**The problem**
Repeat every line of the data exactly, but not the pictures.
* start *
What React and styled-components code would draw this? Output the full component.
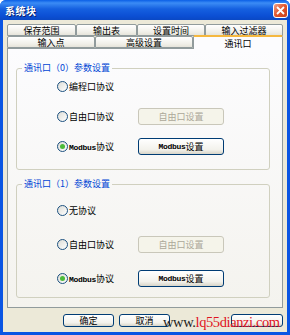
import React from "react";
import styled, { createGlobalStyle } from "styled-components";

const Global = createGlobalStyle`
  html, body {
    margin: 0;
    padding: 0;
    background: #ffffff;
  }
  body {
    font-family: "Noto Sans CJK SC", "Liberation Sans", sans-serif;
    font-size: 9px;
    color: #000;
  }
`;

const Window = styled.div`
  position: relative;
  width: 290px;
  height: 335px;
  box-sizing: border-box;
  display: flex;
  flex-direction: column;
  background: #0a55e3;
  border-radius: 6px 6px 0 0;
  overflow: hidden;
`;

const TitleBar = styled.div`
  height: 20px;
  flex: none;
  display: flex;
  align-items: center;
  justify-content: space-between;
  padding: 0 2px 0 5px;
  background: linear-gradient(#0a5fe6 0%, #3b8cf5 15%, #1560e0 45%, #0b4fd4 80%, #0a48c4 100%);
`;

const Title = styled.div`
  color: #fff;
  font-weight: bold;
  font-size: 10px;
  text-shadow: 1px 1px 0 #0a1f6b;
  letter-spacing: 0.5px;
`;

const Close = styled.div`
  width: 15px;
  height: 15px;
  box-sizing: border-box;
  border: 1px solid #fff;
  border-radius: 3px;
  background: linear-gradient(135deg, #f0a28a 0%, #e2552c 50%, #c8401c 100%);
  display: flex;
  align-items: center;
  justify-content: center;
`;

const Body = styled.div`
  flex: 1;
  margin: 0 3px 3px 3px;
  background: #ece9d8;
  display: flex;
  flex-direction: column;
  padding: 5px 4px 0 4px;
`;

const TabRow = styled.div`
  display: flex;
  height: ${({ $h }) => $h}px;
  align-items: flex-end;
`;

const Tab = styled.div`
  width: ${({ $w }) => $w}px;
  box-sizing: border-box;
  height: ${({ $active }) => ($active ? "14px" : "12px")};
  margin-bottom: ${({ $active }) => ($active ? "-1px" : "0")};
  position: relative;
  z-index: ${({ $active }) => ($active ? 2 : 1)};
  border: 1px solid #919b9c;
  border-bottom: ${({ $active }) => ($active ? "none" : "1px solid #919b9c")};
  border-top: ${({ $active }) => ($active ? "2px solid #f5b83f" : "1px solid #919b9c")};
  border-radius: 2px 2px 0 0;
  background: ${({ $active }) =>
    $active ? "#fcfcfe" : "linear-gradient(#ffffff, #f0efe8 70%, #e6e4da)"};
  display: flex;
  align-items: center;
  justify-content: center;
  font-size: 9px;
  line-height: 1;
`;

const Panel = styled.div`
  height: 260px;
  box-sizing: border-box;
  border: 1px solid #919b9c;
  background: linear-gradient(#fcfcfe, #f4f3ee);
  padding: 13px 12px 0 8px;
  display: flex;
  flex-direction: column;
  gap: 8px;
`;

const Group = styled.fieldset`
  margin: 0;
  border: 1px solid #d0d0bf;
  border-radius: 3px;
  padding: ${({ $pt }) => $pt}px 8px ${({ $pb }) => $pb}px 40px;
  display: flex;
  flex-direction: column;
  gap: ${({ $gap }) => $gap}px;
`;

const Legend = styled.legend`
  color: #0046d5;
  padding: 0 2px;
  margin-left: -35px;
  font-size: 9px;
  line-height: 12px;
`;

const Row = styled.div`
  display: grid;
  grid-template-columns: 81px 86px;
  align-items: center;
  height: 20px;
`;

const RadioLabel = styled.label`
  display: flex;
  align-items: center;
  gap: 1px;
  font-size: 9px;
  white-space: nowrap;
`;

const RadioCircle = styled.span`
  width: 11px;
  height: 11px;
  box-sizing: border-box;
  border: 1px solid #1c5180;
  border-radius: 50%;
  background: linear-gradient(135deg, #dcdcd6, #ffffff);
  display: flex;
  align-items: center;
  justify-content: center;
  &::after {
    content: "";
    display: ${({ $on }) => ($on ? "block" : "none")};
    width: 5px;
    height: 5px;
    border-radius: 50%;
    background: #4dbb3a;
  }
`;

const Latin = styled.span`
  font-family: "Liberation Mono", monospace;
  font-weight: bold;
  font-size: 8px;
  letter-spacing: -0.3px;
`;

const Button = styled.div`
  height: ${({ $h }) => $h || 17}px;
  width: ${({ $w }) => $w || 86}px;
  margin-left: ${({ $ml }) => $ml || 0}px;
  box-sizing: border-box;
  border: 1px solid ${({ $disabled }) => ($disabled ? "#c9c7ba" : "#003c74")};
  border-radius: 3px;
  background: ${({ $disabled }) =>
    $disabled ? "#f5f4ea" : "linear-gradient(#ffffff, #f3f2ec 70%, #d8d5c8)"};
  color: ${({ $disabled }) => ($disabled ? "#aca899" : "#000")};
  display: flex;
  align-items: center;
  justify-content: center;
  font-size: 9px;
`;

const Footer = styled.div`
  flex: 1;
  display: flex;
  align-items: center;
  gap: 5px;
  padding-left: 56px;
`;

const Watermark = styled.div`
  position: absolute;
  left: 163px;
  top: 314px;
  font-family: "Liberation Serif", serif;
  font-size: 14.5px;
  color: #e0141e;
  white-space: nowrap;
  letter-spacing: -0.4px;
  span {
    color: #222;
  }
`;

function Radio({ on, children }) {
  return (
    <RadioLabel>
      <RadioCircle $on={on} />
      <span>{children}</span>
    </RadioLabel>
  );
}

export default function App() {
  return (
    <>
      <Global />
      <Window>
        <TitleBar>
          <Title>系统块</Title>
          <Close>
            <svg width="9" height="9" viewBox="0 0 9 9">
              <path d="M1 1 L8 8 M8 1 L1 8" stroke="#fff" strokeWidth="1.8" />
            </svg>
          </Close>
        </TitleBar>
        <Body>
          <TabRow $h={11}>
            <Tab $w={69}>保存范围</Tab>
            <Tab $w={61}>输出表</Tab>
            <Tab $w={68}>设置时间</Tab>
            <Tab $w={78}>输入过滤器</Tab>
          </TabRow>
          <TabRow $h={12}>
            <Tab $w={88}>输入点</Tab>
            <Tab $w={98}>高级设置</Tab>
            <Tab $w={90} $active>通讯口</Tab>
          </TabRow>
          <Panel>
            <Group $pt={2} $pb={13} $gap={10}>
              <Legend>通讯口（0）参数设置</Legend>
              <Row>
                <Radio>编程口协议</Radio>
              </Row>
              <Row>
                <Radio>自由口协议</Radio>
                <Button $disabled>自由口设置</Button>
              </Row>
              <Row>
                <Radio on>
                  <Latin>Modbus</Latin>协议
                </Radio>
                <Button>
                  <Latin>Modbus</Latin>设置
                </Button>
              </Row>
            </Group>
            <Group $pt={10} $pb={9} $gap={14}>
              <Legend>通讯口（1）参数设置</Legend>
              <Row>
                <Radio>无协议</Radio>
              </Row>
              <Row>
                <Radio>自由口协议</Radio>
                <Button $disabled>自由口设置</Button>
              </Row>
              <Row>
                <Radio on>
                  <Latin>Modbus</Latin>协议
                </Radio>
                <Button>
                  <Latin>Modbus</Latin>设置
                </Button>
              </Row>
            </Group>
          </Panel>
          <Footer>
            <Button $w={52} $h={13}>确定</Button>
            <Button $w={52} $h={13}>取消</Button>
            <Button $w={53} $h={13} $ml={56} />
          </Footer>
        </Body>
        <Watermark>
          <span>www.</span>lq55dianzi.com
        </Watermark>
      </Window>
    </>
  );
}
* end *
**Written response**
What React and styled-components code would draw this? Output the full component.
import React from "react";
import styled, { createGlobalStyle } from "styled-components";

const Global = createGlobalStyle`
  html, body {
    margin: 0;
    padding: 0;
    background: #ffffff;
  }
  body {
    font-family: "Noto Sans CJK SC", "Liberation Sans", sans-serif;
    font-size: 9px;
    color: #000;
  }
`;

const Window = styled.div`
  position: relative;
  width: 290px;
  height: 335px;
  box-sizing: border-box;
  display: flex;
  flex-direction: column;
  background: #0a55e3;
  border-radius: 6px 6px 0 0;
  overflow: hidden;
`;

const TitleBar = styled.div`
  height: 20px;
  flex: none;
  display: flex;
  align-items: center;
  justify-content: space-between;
  padding: 0 2px 0 5px;
  background: linear-gradient(#0a5fe6 0%, #3b8cf5 15%, #1560e0 45%, #0b4fd4 80%, #0a48c4 100%);
`;

const Title = styled.div`
  color: #fff;
  font-weight: bold;
  font-size: 10px;
  text-shadow: 1px 1px 0 #0a1f6b;
  letter-spacing: 0.5px;
`;

const Close = styled.div`
  width: 15px;
  height: 15px;
  box-sizing: border-box;
  border: 1px solid #fff;
  border-radius: 3px;
  background: linear-gradient(135deg, #f0a28a 0%, #e2552c 50%, #c8401c 100%);
  display: flex;
  align-items: center;
  justify-content: center;
`;

const Body = styled.div`
  flex: 1;
  margin: 0 3px 3px 3px;
  background: #ece9d8;
  display: flex;
  flex-direction: column;
  padding: 5px 4px 0 4px;
`;

const TabRow = styled.div`
  display: flex;
  height: ${({ $h }) => $h}px;
  align-items: flex-end;
`;

const Tab = styled.div`
  width: ${({ $w }) => $w}px;
  box-sizing: border-box;
  height: ${({ $active }) => ($active ? "14px" : "12px")};
  margin-bottom: ${({ $active }) => ($active ? "-1px" : "0")};
  position: relative;
  z-index: ${({ $active }) => ($active ? 2 : 1)};
  border: 1px solid #919b9c;
  border-bottom: ${({ $active }) => ($active ? "none" : "1px solid #919b9c")};
  border-top: ${({ $active }) => ($active ? "2px solid #f5b83f" : "1px solid #919b9c")};
  border-radius: 2px 2px 0 0;
  background: ${({ $active }) =>
    $active ? "#fcfcfe" : "linear-gradient(#ffffff, #f0efe8 70%, #e6e4da)"};
  display: flex;
  align-items: center;
  justify-content: center;
  font-size: 9px;
  line-height: 1;
`;

const Panel = styled.div`
  height: 260px;
  box-sizing: border-box;
  border: 1px solid #919b9c;
  background: linear-gradient(#fcfcfe, #f4f3ee);
  padding: 13px 12px 0 8px;
  display: flex;
  flex-direction: column;
  gap: 8px;
`;

const Group = styled.fieldset`
  margin: 0;
  border: 1px solid #d0d0bf;
  border-radius: 3px;
  padding: ${({ $pt }) => $pt}px 8px ${({ $pb }) => $pb}px 40px;
  display: flex;
  flex-direction: column;
  gap: ${({ $gap }) => $gap}px;
`;

const Legend = styled.legend`
  color: #0046d5;
  padding: 0 2px;
  margin-left: -35px;
  font-size: 9px;
  line-height: 12px;
`;

const Row = styled.div`
  display: grid;
  grid-template-columns: 81px 86px;
  align-items: center;
  height: 20px;
`;

const RadioLabel = styled.label`
  display: flex;
  align-items: center;
  gap: 1px;
  font-size: 9px;
  white-space: nowrap;
`;

const RadioCircle = styled.span`
  width: 11px;
  height: 11px;
  box-sizing: border-box;
  border: 1px solid #1c5180;
  border-radius: 50%;
  background: linear-gradient(135deg, #dcdcd6, #ffffff);
  display: flex;
  align-items: center;
  justify-content: center;
  &::after {
    content: "";
    display: ${({ $on }) => ($on ? "block" : "none")};
    width: 5px;
    height: 5px;
    border-radius: 50%;
    background: #4dbb3a;
  }
`;

const Latin = styled.span`
  font-family: "Liberation Mono", monospace;
  font-weight: bold;
  font-size: 8px;
  letter-spacing: -0.3px;
`;

const Button = styled.div`
  height: ${({ $h }) => $h || 17}px;
  width: ${({ $w }) => $w || 86}px;
  margin-left: ${({ $ml }) => $ml || 0}px;
  box-sizing: border-box;
  border: 1px solid ${({ $disabled }) => ($disabled ? "#c9c7ba" : "#003c74")};
  border-radius: 3px;
  background: ${({ $disabled }) =>
    $disabled ? "#f5f4ea" : "linear-gradient(#ffffff, #f3f2ec 70%, #d8d5c8)"};
  color: ${({ $disabled }) => ($disabled ? "#aca899" : "#000")};
  display: flex;
  align-items: center;
  justify-content: center;
  font-size: 9px;
`;

const Footer = styled.div`
  flex: 1;
  display: flex;
  align-items: center;
  gap: 5px;
  padding-left: 56px;
`;

const Watermark = styled.div`
  position: absolute;
  left: 163px;
  top: 314px;
  font-family: "Liberation Serif", serif;
  font-size: 14.5px;
  color: #e0141e;
  white-space: nowrap;
  letter-spacing: -0.4px;
  span {
    color: #222;
  }
`;

function Radio({ on, children }) {
  return (
    <RadioLabel>
      <RadioCircle $on={on} />
      <span>{children}</span>
    </RadioLabel>
  );
}

export default function App() {
  return (
    <>
      <Global />
      <Window>
        <TitleBar>
          <Title>系统块</Title>
          <Close>
            <svg width="9" height="9" viewBox="0 0 9 9">
              <path d="M1 1 L8 8 M8 1 L1 8" stroke="#fff" strokeWidth="1.8" />
            </svg>
          </Close>
        </TitleBar>
        <Body>
          <TabRow $h={11}>
            <Tab $w={69}>保存范围</Tab>
            <Tab $w={61}>输出表</Tab>
            <Tab $w={68}>设置时间</Tab>
            <Tab $w={78}>输入过滤器</Tab>
          </TabRow>
          <TabRow $h={12}>
            <Tab $w={88}>输入点</Tab>
            <Tab $w={98}>高级设置</Tab>
            <Tab $w={90} $active>通讯口</Tab>
          </TabRow>
          <Panel>
            <Group $pt={2} $pb={13} $gap={10}>
              <Legend>通讯口（0）参数设置</Legend>
              <Row>
                <Radio>编程口协议</Radio>
              </Row>
              <Row>
                <Radio>自由口协议</Radio>
                <Button $disabled>自由口设置</Button>
              </Row>
              <Row>
                <Radio on>
                  <Latin>Modbus</Latin>协议
                </Radio>
                <Button>
                  <Latin>Modbus</Latin>设置
                </Button>
              </Row>
            </Group>
            <Group $pt={10} $pb={9} $gap={14}>
              <Legend>通讯口（1）参数设置</Legend>
              <Row>
                <Radio>无协议</Radio>
              </Row>
              <Row>
                <Radio>自由口协议</Radio>
                <Button $disabled>自由口设置</Button>
              </Row>
              <Row>
                <Radio on>
                  <Latin>Modbus</Latin>协议
                </Radio>
                <Button>
                  <Latin>Modbus</Latin>设置
                </Button>
              </Row>
            </Group>
          </Panel>
          <Footer>
            <Button $w={52} $h={13}>确定</Button>
            <Button $w={52} $h={13}>取消</Button>
            <Button $w={53} $h={13} $ml={56} />
          </Footer>
        </Body>
        <Watermark>
          <span>www.</span>lq55dianzi.com
        </Watermark>
      </Window>
    </>
  );
}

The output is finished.